Non era precisamente il programma dell’anno da capitale europea…
«La macchina era pronta, il rodaggio l’abbiamo saltato, ci siamo messi in strada senza prove. Ma lo spontaneismo, per quanto ammirevole, va organizzato. A volte succede che prima ci si muove e poi ci si dà una struttura, come è stato per i terremoti e per la protezione civile che è nata sul campo. La magia, per noi, è stata avere un coordinamento così ben strutturato. Tutti hanno fatto un passo indietro per farne tre avanti insieme».
E adesso come si difende questo patrimonio?
«È una bella domanda, anche perché rimette in discussione ore di dibattiti sull’assenza dei giovani e sul volontariato liquido. La realtà è che i giovani si sono fatti avanti e hanno anche accettato regole, anche perché mai come in questa situazione erano necessarie. Stiamo pensando a modalità nuove, partendo da un punto fermo: il volontariato a volte, in emergenza, fa cose che non sono di sua competenza. Ma poi deve tornare a fare il suo, senza sostituirsi al pubblico e ai lavoratori».
L’azione del volontariato semmai dovrebbe sollecitare una risposta più efficace del pubblico.

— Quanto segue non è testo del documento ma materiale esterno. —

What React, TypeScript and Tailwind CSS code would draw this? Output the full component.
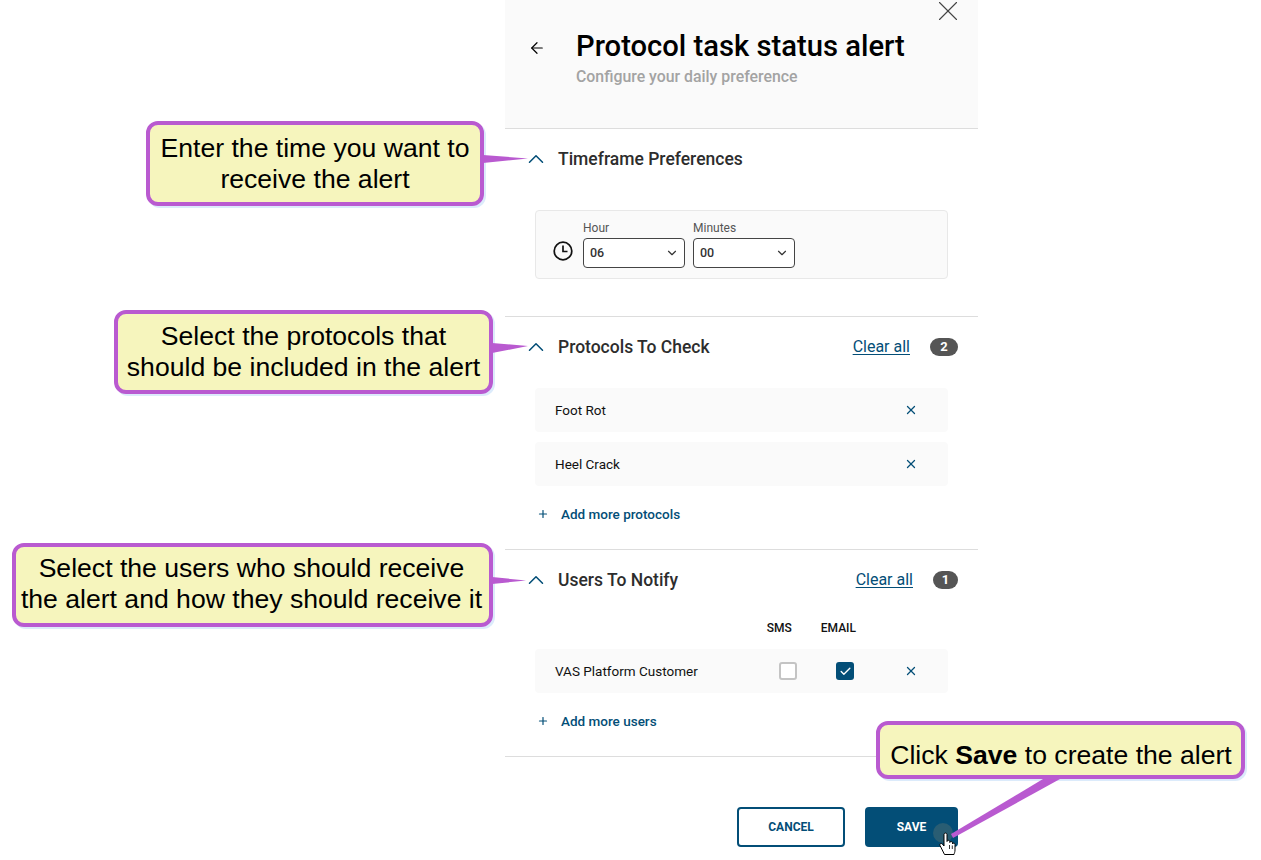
import { ArrowLeft, Check, ChevronDown, ChevronUp, Plus, X } from "lucide-react";
import type { ReactNode } from "react";

const BLUE = "text-[#034e77]";

function SectionHead({ title, count, badgeW }: { title: string; count?: number; badgeW?: string }) {
  return (
    <div className="flex items-center h-[60px] pl-[18px] pr-5">
      <ChevronUp size={26} strokeWidth={1.4} className={BLUE} />
      <div className="ml-[9px] flex-1 text-[17.5px] font-medium text-[#2d2d2d]">{title}</div>
      {count !== undefined && (
        <>
          <span className={`mr-5 text-[16px] underline underline-offset-2 ${BLUE}`}>Clear all</span>
          <span className={`flex items-center justify-center h-[18px] rounded-full bg-[#555555] text-white text-[13px] font-bold ${badgeW}`}>
            {count}
          </span>
        </>
      )}
    </div>
  );
}

function Row({ label, children }: { label: string; children?: ReactNode }) {
  return (
    <div className="flex items-center h-11 mx-[30px] pl-5 pr-[30px] rounded bg-[#fafafa] text-[13.5px] text-[#111111]">
      <div className="flex-1">{label}</div>
      {children}
      <X size={14} strokeWidth={2.2} className={BLUE} />
    </div>
  );
}

function AddMore({ label }: { label: string }) {
  return (
    <div className={`flex items-center mx-[30px] pl-[2px] text-[13.5px] font-medium ${BLUE}`}>
      <Plus size={12} strokeWidth={2.4} />
      <span className="ml-3">{label}</span>
    </div>
  );
}

function TimeSelect({ label, value }: { label: string; value: string }) {
  return (
    <div className="w-[102px]">
      <div className="text-[12px] leading-[14px] text-[#555555] mb-[3px]">{label}</div>
      <div className="flex items-center justify-between h-[30px] pl-[6px] pr-[5px] bg-white border border-[#444444] rounded text-[12.5px] font-medium text-[#333333]">
        {value}
        <ChevronDown size={14} strokeWidth={2} />
      </div>
    </div>
  );
}

function Callout({ className, children }: { className: string; children: ReactNode }) {
  return (
    <div
      className={`absolute flex items-center justify-center text-center font-['Liberation_Sans',sans-serif] text-[26.6px] leading-[31px] text-black bg-[#f6f5bd] border-[4px] border-[#b95ad0] rounded-xl shadow-[2px_2px_0_#dcebfb] ${className}`}
    >
      {children}
    </div>
  );
}

export default function App() {
  return (
    <div className="relative h-[860px] w-[1261px] overflow-hidden bg-white font-['Roboto',sans-serif]">
      <div className="ml-[505px] w-[473px]">
        <div className="relative h-[129px] bg-[#fafafa] border-b border-[#dddddd] pl-[71px] pt-[28px]">
          <ArrowLeft size={18} strokeWidth={1.6} className="absolute left-[23px] top-[39px] text-black" />
          <X size={34} strokeWidth={0.8} className="absolute right-[13px] -top-[6px] text-[#444444]" />
          <div className="text-[29.2px] leading-9 font-medium text-black">Protocol task status alert</div>
          <div className="mt-[1px] text-[15.85px] font-medium text-[#a3a3a3]">Configure your daily preference</div>
        </div>

        <div className="h-[188px] border-b border-[#dddddd]">
          <SectionHead title="Timeframe Preferences" />
          <div className="flex items-center gap-2 h-[69px] mx-[30px] mt-[21px] pl-4 rounded border border-[#e8e8e8] bg-[#fafafa]">
            <svg width="22" height="22" viewBox="0 0 22 22" fill="none" stroke="#111111" strokeWidth="1.7" className="mt-[13px] mr-[1px]">
              <circle cx="11" cy="11" r="8.8" />
              <path d="M11 5.5V11.5H15.5" />
            </svg>
            <TimeSelect label="Hour" value="06" />
            <TimeSelect label="Minutes" value="00" />
          </div>
        </div>

        <div className="h-[233px] border-b border-[#dddddd]">
          <SectionHead title="Protocols To Check" count={2} badgeW="w-[28px]" />
          <div className="mt-[11px] flex flex-col gap-[10px]">
            <Row label="Foot Rot" />
            <Row label="Heel Crack" />
          </div>
          <div className="mt-[18px]">
            <AddMore label="Add more protocols" />
          </div>
        </div>

        <div className="h-[207px] border-b border-[#dddddd]">
          <SectionHead title="Users To Notify" count={1} badgeW="w-[25px]" />
          <div className="flex justify-end gap-[29px] h-[19px] pr-[122px] mt-[9px] text-[12px] font-medium leading-[19px] text-[#111111]">
            <span>SMS</span>
            <span>EMAIL</span>
          </div>
          <div className="mt-[11px]">
            <Row label="VAS Platform Customer">
              <span className="w-[18px] h-[18px] rounded-[3px] border-2 border-[#c4c4c4] bg-white" />
              <span className="flex items-center justify-center w-[18px] h-[18px] ml-[39px] mr-[50px] rounded-[3px] bg-[#034e77] text-white">
                <Check size={13} strokeWidth={2.5} />
              </span>
            </Row>
          </div>
          <div className="mt-[18px]">
            <AddMore label="Add more users" />
          </div>
        </div>

        <div className="flex justify-end gap-5 pt-[50px] pr-5 text-[12px] font-bold">
          <button className={`w-[108px] h-10 rounded border-2 border-[#034e77] bg-white ${BLUE}`}>CANCEL</button>
          <button className="w-[93px] h-10 rounded bg-[#034e77] text-white">SAVE</button>
        </div>
      </div>

      {/* callouts sit over the panel */}
      <Callout className="left-[146px] top-[121px] w-[338px] h-[85px]">
        Enter the time you want to
        <br />
        receive the alert
      </Callout>
      <Callout className="left-[114px] top-[310px] w-[379px] h-[84px] pb-[1px]">
        Select the protocols that
        <br />
        should be included in the alert
      </Callout>
      <Callout className="left-[12px] top-[543px] w-[481px] h-[84px] pb-[2px] pr-[2px]">
        Select the users who should receive
        <br />
        the alert and how they should receive it
      </Callout>
      <Callout className="left-[876px] top-[721px] w-[369px] h-[58px] pt-[11px] pl-[1px]">
        <span>
          Click <b>Save</b> to create the alert
        </span>
      </Callout>

      <svg width="1261" height="860" className="absolute inset-0 pointer-events-none">
        <polygon points="483,155 528,158.5 483,163" fill="#b95ad0" />
        <polygon points="492,343 528,346 492,353" fill="#b95ad0" />
        <polygon points="492,577 526,580.5 492,584" fill="#b95ad0" />
        <circle cx="943" cy="833" r="10" fill="#295d73" />
        <polygon points="1043,779 1060,779 953,838 951,834" fill="#b95ad0" />
        <path
          d="M944.5 854.5l-4.5-9c-.8-1.6 1.2-2.8 2.4-1.4l1.6 1.9v-11.5c0-1.9 3-1.9 3 0v7c.4-1.7 2.8-1.5 2.8.2v.8c.5-1.5 2.7-1.3 2.7.4v1c.6-1.3 2.5-1 2.5.6v5.5c0 2.2-.7 3-1 4.5z"
          fill="#ffffff"
          stroke="#000000"
          strokeWidth="1"
        />
        <path d="M949.5 845v4M952.3 845.5v3.5" stroke="#000000" strokeWidth="0.8" />
      </svg>
    </div>
  );
}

«Le istituzioni, a emergenza finita, devono riprendersi i compiti che hanno dovuto trascurare. E tutti insieme dobbiamo pensare a qualcosa di diverso per il futuro, perché la città non può più essere quella che avevamo in mente qualche mese fa. Ci sono scelte di sviluppo da fare, il volontariato vuole dire la sua. E non può essere una riflessione che si ferma ai confini della città, bisogna che si estende a tutta l’area metropolitana».
Cosa si può fare?
«Mi piacerebbe che la Camera di Commercio, sempre molto attenta alle difficoltà dei soggetti economici, si facesse promotrice di un ragionamento più alto in cui tutte le amministrazioni possano trovare un luogo per discutere e fare scelte strategiche. Il volontariato e il terzo settore possono fare una parte importante per una grande alleanza economica e sociale».
Però siamo già in fase 2 avanzata e pare che un confronto di questo tipo non sia avvertito come urgente.
«Smettiamo di preoccuparci di chi propone. Facciamo tutti un passo indietro e se arriva una proposta sensata, valutiamola e lavoriamoci. L’obiettivo deve essere costruire il futuro della nostra provincia. Sennò si torna al punto di prima, il volontariato riprende a fare le sue cose, i poveri saranno più poveri e via così».
Torniamo alla mobilitazione. Dal volontariato liquido, non strutturato, si è passati a un volontariato di prossimità, di quartiere, che ha funzionato bene.
«Vero, ed era uno dei progetti dell’anno da capitale. Perciò abbiamo geolocalizzato tutti, l’idea era ricreare piccoli borghi, un volontariato di prossimità. Ha funzionato, lo studieremo, vogliamo investire tempo e risorse per difendere questa mobilitazione di cui la città avrà ancora bisogno. Ma come forza autonoma, non a disposizione del Comune. Si collabora, ma mantenendo ognuno il suo ruolo».
Mi dice cosa pensa degli assistenti civici? Qualcuno li ha accostati ai volontari.
«Non scherziamo, la parola volontario è sacra. Comunque è un’idea che non mi piace, si poteva coinvolgere il servizio civile, ampliandone il bacino. Ma non parliamo di volontariato».
È pensabile che l’anno di Padova capitale si prolunghi per un pezzo del 2021?
«Saremo capitale per sempre. Ma formalmente nulla cambierà, a dicembre il testimone passerà a Berlino. Però noi potremo recuperare qualche iniziativa nei primi mesi dell’anno prossimo».
Come immagina la chiusura di quest’anno?
«Come un grande evento europeo. Ci stiamo già lavorando, vorrei portare in città tutti i leader europei, a parlare di Europa e solidarietà. Anche la Merkel, magari, visto che ultimamente fra Italia e Germania non c’è stata grande sintonia. Può essere l’occasione per rinsaldare i rapporti, il volontariato stavolta può fare da ponte».
Intanto il programma dell’anno resta tutto da reinventare.
«Faremo molte delle cose previste, anche se in tono minore. Niente grandi eventi, ma qualcosa sì. Una serata al Castello, sicuramente Solidaria e tante iniziative culturali».